* Begin *
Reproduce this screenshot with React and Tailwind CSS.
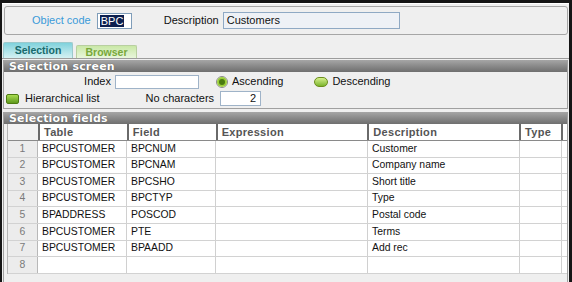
const rows = [
  ["1", "BPCUSTOMER", "BPCNUM", "", "Customer"],
  ["2", "BPCUSTOMER", "BPCNAM", "", "Company name"],
  ["3", "BPCUSTOMER", "BPCSHO", "", "Short title"],
  ["4", "BPCUSTOMER", "BPCTYP", "", "Type"],
  ["5", "BPADDRESS", "POSCOD", "", "Postal code"],
  ["6", "BPCUSTOMER", "PTE", "", "Terms"],
  ["7", "BPCUSTOMER", "BPAADD", "", "Add rec"],
  ["8", "", "", "", ""],
];

function SectionBar({ children }) {
  return (
    <div className="h-[12px] bg-gradient-to-b from-[#a6a6a6] via-[#8a8a8a] to-[#6f6f6f] flex items-center pl-[5px]">
      <span className="text-white font-bold text-[11px] leading-none tracking-[0.2px] [text-shadow:0_0_1px_#444]" style={{ fontFamily: '"DejaVu Sans", sans-serif' }}>
        {children}
      </span>
    </div>
  );
}

export default function App() {
  return (
    <div
      className="w-[572px] h-[282px] bg-[#151515] pt-[3px] pl-[2px] pr-[3px] overflow-hidden text-[11px] text-[#111]"
      style={{ fontFamily: '"Liberation Sans", Arial, sans-serif' }}
    >
      <div className="h-full bg-[#efefef] border-t border-white flex flex-col">
        {/* header panel */}
        <div className="mt-[2px] ml-[2px] mr-[1px] h-[29px] border border-[#a6a6a6] rounded-[3px] flex items-center">
          <span className="ml-[27px] text-[#3a9ad9] leading-none">Object code</span>
          <div className="ml-[6px] w-[35px] h-[16px] border border-[#7f9db9] bg-white flex items-center pl-[2px]">
            <span className="bg-[#0c1f4f] text-white leading-[12px] px-[1px]">BPC</span>
          </div>
          <span className="ml-[32px] leading-none">Description</span>
          <div className="ml-[4px] w-[177px] h-[17px] border border-[#8fa9c4] bg-[#eef1f6] flex items-center pl-[3px] leading-none">
            Customers
          </div>
        </div>

        {/* tabs */}
        <div className="mt-[8px] h-[16px] flex items-end border-b border-[#9c9c9c] pl-[1px]">
          <div className="w-[70px] h-[16px] rounded-t-[2px] border border-b-0 border-[#9cc9cc] bg-gradient-to-b from-[#7fd2dc] to-[#d4f1f3] flex items-center justify-center">
            <span className="font-bold text-[10.5px] text-[#176a6c] leading-none">Selection</span>
          </div>
          <div className="ml-[3px] w-[61px] h-[13px] rounded-t-[2px] border border-b-0 border-[#b8cfa0] bg-gradient-to-b from-[#c9e8a6] to-[#e9f6dc] flex items-center justify-center">
            <span className="font-bold text-[10.5px] text-[#78a83a] leading-none">Browser</span>
          </div>
        </div>

        {/* selection screen */}
        <div className="mt-[1px] ml-[1px] mr-[1px] border-l border-r border-b border-[#a0a0a0]">
          <SectionBar>Selection screen</SectionBar>
          <div className="h-[36px] flex flex-col">
            <div className="mt-[2px] h-[15px] flex items-center">
              <span className="w-[107px] text-right leading-none">Index</span>
              <div className="ml-[4px] w-[84px] h-[14px] border border-[#9fb3c8] bg-white" />
              <div className="ml-[17px] w-[12px] h-[12px] rounded-full border border-[#8a8a8a] bg-white flex items-center justify-center">
                <div className="w-[6px] h-[6px] rounded-full bg-[#4a7a10] ring-2 ring-[#9ccf3c]" />
              </div>
              <span className="ml-[4px] leading-none">Ascending</span>
              <div className="ml-[31px] w-[14px] h-[10px] rounded-full border border-[#6b8e1c] bg-gradient-to-b from-[#d6f08a] to-[#7cb52a]" />
              <span className="ml-[4px] leading-none">Descending</span>
            </div>
            <div className="mt-[2px] h-[15px] flex items-center">
              <div className="ml-[2px] w-[13px] h-[10px] rounded-[2px] border border-[#4e7c12] bg-gradient-to-b from-[#a9dc50] to-[#5f9a1c]" />
              <span className="ml-[6px] leading-none">Hierarchical list</span>
              <span className="ml-[46px] leading-none">No characters</span>
              <div className="ml-[6px] w-[41px] h-[15px] border border-[#9fb3c8] bg-white flex items-center justify-end pr-[4px] leading-none">
                2
              </div>
            </div>
          </div>
        </div>

        {/* selection fields */}
        <div className="mt-[3px] ml-[1px] mr-[1px] flex-1 border-l border-r border-[#a0a0a0] flex flex-col">
          <SectionBar>Selection fields</SectionBar>
          <div className="ml-[3px] bg-white border-l border-[#b5b5b5]">
            <div className="h-[17px] flex border-b border-[#8a8a8a] text-[#555] font-bold tracking-[0.3px]">
              <div className="w-[30px] bg-[#f2f2f2]" />
              {[
                ["Table", "w-[89px]"],
                ["Field", "w-[89px]"],
                ["Expression", "w-[152px]"],
                ["Description", "w-[152px]"],
                ["Type", "w-[42px]"],
                ["Crit", "flex-1"],
              ].map(([t, w]) => (
                <div key={t} className={`${w} border-l-2 border-[#6a6a6a] pl-[4px] flex items-center leading-none overflow-hidden whitespace-nowrap`}>
                  {t}
                </div>
              ))}
            </div>
            {rows.map((r) => (
              <div key={r[0]} className="h-[16.6px] flex border-b border-[#d2d2d2] text-[10.4px]">
                <div className="w-[30px] bg-[#ececec] border-r border-[#b8b8b8] flex items-center justify-center text-[#7a7a7a] leading-none">
                  {r[0]}
                </div>
                <div className="w-[89px] border-r border-[#d0d0d0] pl-[4px] flex items-center leading-none">{r[1]}</div>
                <div className="w-[89px] border-r border-[#d0d0d0] pl-[4px] flex items-center leading-none">{r[2]}</div>
                <div className="w-[152px] border-r border-[#d0d0d0] pl-[4px] flex items-center leading-none">{r[3]}</div>
                <div className="w-[152px] border-r border-[#d0d0d0] pl-[4px] flex items-center leading-none">{r[4]}</div>
                <div className="w-[42px] border-r border-[#d0d0d0]" />
                <div className="flex-1" />
              </div>
            ))}
          </div>
        </div>
      </div>
    </div>
  );
}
* End *
### EXERCISE REQUIREMENTS
Strip out the pictures and quote the remaining data word for word.

### EXERCISE ANSWER
Reproduce this screenshot with React and Tailwind CSS.
const rows = [
  ["1", "BPCUSTOMER", "BPCNUM", "", "Customer"],
  ["2", "BPCUSTOMER", "BPCNAM", "", "Company name"],
  ["3", "BPCUSTOMER", "BPCSHO", "", "Short title"],
  ["4", "BPCUSTOMER", "BPCTYP", "", "Type"],
  ["5", "BPADDRESS", "POSCOD", "", "Postal code"],
  ["6", "BPCUSTOMER", "PTE", "", "Terms"],
  ["7", "BPCUSTOMER", "BPAADD", "", "Add rec"],
  ["8", "", "", "", ""],
];

function SectionBar({ children }) {
  return (
    <div className="h-[12px] bg-gradient-to-b from-[#a6a6a6] via-[#8a8a8a] to-[#6f6f6f] flex items-center pl-[5px]">
      <span className="text-white font-bold text-[11px] leading-none tracking-[0.2px] [text-shadow:0_0_1px_#444]" style={{ fontFamily: '"DejaVu Sans", sans-serif' }}>
        {children}
      </span>
    </div>
  );
}

export default function App() {
  return (
    <div
      className="w-[572px] h-[282px] bg-[#151515] pt-[3px] pl-[2px] pr-[3px] overflow-hidden text-[11px] text-[#111]"
      style={{ fontFamily: '"Liberation Sans", Arial, sans-serif' }}
    >
      <div className="h-full bg-[#efefef] border-t border-white flex flex-col">
        {/* header panel */}
        <div className="mt-[2px] ml-[2px] mr-[1px] h-[29px] border border-[#a6a6a6] rounded-[3px] flex items-center">
          <span className="ml-[27px] text-[#3a9ad9] leading-none">Object code</span>
          <div className="ml-[6px] w-[35px] h-[16px] border border-[#7f9db9] bg-white flex items-center pl-[2px]">
            <span className="bg-[#0c1f4f] text-white leading-[12px] px-[1px]">BPC</span>
          </div>
          <span className="ml-[32px] leading-none">Description</span>
          <div className="ml-[4px] w-[177px] h-[17px] border border-[#8fa9c4] bg-[#eef1f6] flex items-center pl-[3px] leading-none">
            Customers
          </div>
        </div>

        {/* tabs */}
        <div className="mt-[8px] h-[16px] flex items-end border-b border-[#9c9c9c] pl-[1px]">
          <div className="w-[70px] h-[16px] rounded-t-[2px] border border-b-0 border-[#9cc9cc] bg-gradient-to-b from-[#7fd2dc] to-[#d4f1f3] flex items-center justify-center">
            <span className="font-bold text-[10.5px] text-[#176a6c] leading-none">Selection</span>
          </div>
          <div className="ml-[3px] w-[61px] h-[13px] rounded-t-[2px] border border-b-0 border-[#b8cfa0] bg-gradient-to-b from-[#c9e8a6] to-[#e9f6dc] flex items-center justify-center">
            <span className="font-bold text-[10.5px] text-[#78a83a] leading-none">Browser</span>
          </div>
        </div>

        {/* selection screen */}
        <div className="mt-[1px] ml-[1px] mr-[1px] border-l border-r border-b border-[#a0a0a0]">
          <SectionBar>Selection screen</SectionBar>
          <div className="h-[36px] flex flex-col">
            <div className="mt-[2px] h-[15px] flex items-center">
              <span className="w-[107px] text-right leading-none">Index</span>
              <div className="ml-[4px] w-[84px] h-[14px] border border-[#9fb3c8] bg-white" />
              <div className="ml-[17px] w-[12px] h-[12px] rounded-full border border-[#8a8a8a] bg-white flex items-center justify-center">
                <div className="w-[6px] h-[6px] rounded-full bg-[#4a7a10] ring-2 ring-[#9ccf3c]" />
              </div>
              <span className="ml-[4px] leading-none">Ascending</span>
              <div className="ml-[31px] w-[14px] h-[10px] rounded-full border border-[#6b8e1c] bg-gradient-to-b from-[#d6f08a] to-[#7cb52a]" />
              <span className="ml-[4px] leading-none">Descending</span>
            </div>
            <div className="mt-[2px] h-[15px] flex items-center">
              <div className="ml-[2px] w-[13px] h-[10px] rounded-[2px] border border-[#4e7c12] bg-gradient-to-b from-[#a9dc50] to-[#5f9a1c]" />
              <span className="ml-[6px] leading-none">Hierarchical list</span>
              <span className="ml-[46px] leading-none">No characters</span>
              <div className="ml-[6px] w-[41px] h-[15px] border border-[#9fb3c8] bg-white flex items-center justify-end pr-[4px] leading-none">
                2
              </div>
            </div>
          </div>
        </div>

        {/* selection fields */}
        <div className="mt-[3px] ml-[1px] mr-[1px] flex-1 border-l border-r border-[#a0a0a0] flex flex-col">
          <SectionBar>Selection fields</SectionBar>
          <div className="ml-[3px] bg-white border-l border-[#b5b5b5]">
            <div className="h-[17px] flex border-b border-[#8a8a8a] text-[#555] font-bold tracking-[0.3px]">
              <div className="w-[30px] bg-[#f2f2f2]" />
              {[
                ["Table", "w-[89px]"],
                ["Field", "w-[89px]"],
                ["Expression", "w-[152px]"],
                ["Description", "w-[152px]"],
                ["Type", "w-[42px]"],
                ["Crit", "flex-1"],
              ].map(([t, w]) => (
                <div key={t} className={`${w} border-l-2 border-[#6a6a6a] pl-[4px] flex items-center leading-none overflow-hidden whitespace-nowrap`}>
                  {t}
                </div>
              ))}
            </div>
            {rows.map((r) => (
              <div key={r[0]} className="h-[16.6px] flex border-b border-[#d2d2d2] text-[10.4px]">
                <div className="w-[30px] bg-[#ececec] border-r border-[#b8b8b8] flex items-center justify-center text-[#7a7a7a] leading-none">
                  {r[0]}
                </div>
                <div className="w-[89px] border-r border-[#d0d0d0] pl-[4px] flex items-center leading-none">{r[1]}</div>
                <div className="w-[89px] border-r border-[#d0d0d0] pl-[4px] flex items-center leading-none">{r[2]}</div>
                <div className="w-[152px] border-r border-[#d0d0d0] pl-[4px] flex items-center leading-none">{r[3]}</div>
                <div className="w-[152px] border-r border-[#d0d0d0] pl-[4px] flex items-center leading-none">{r[4]}</div>
                <div className="w-[42px] border-r border-[#d0d0d0]" />
                <div className="flex-1" />
              </div>
            ))}
          </div>
        </div>
      </div>
    </div>
  );
}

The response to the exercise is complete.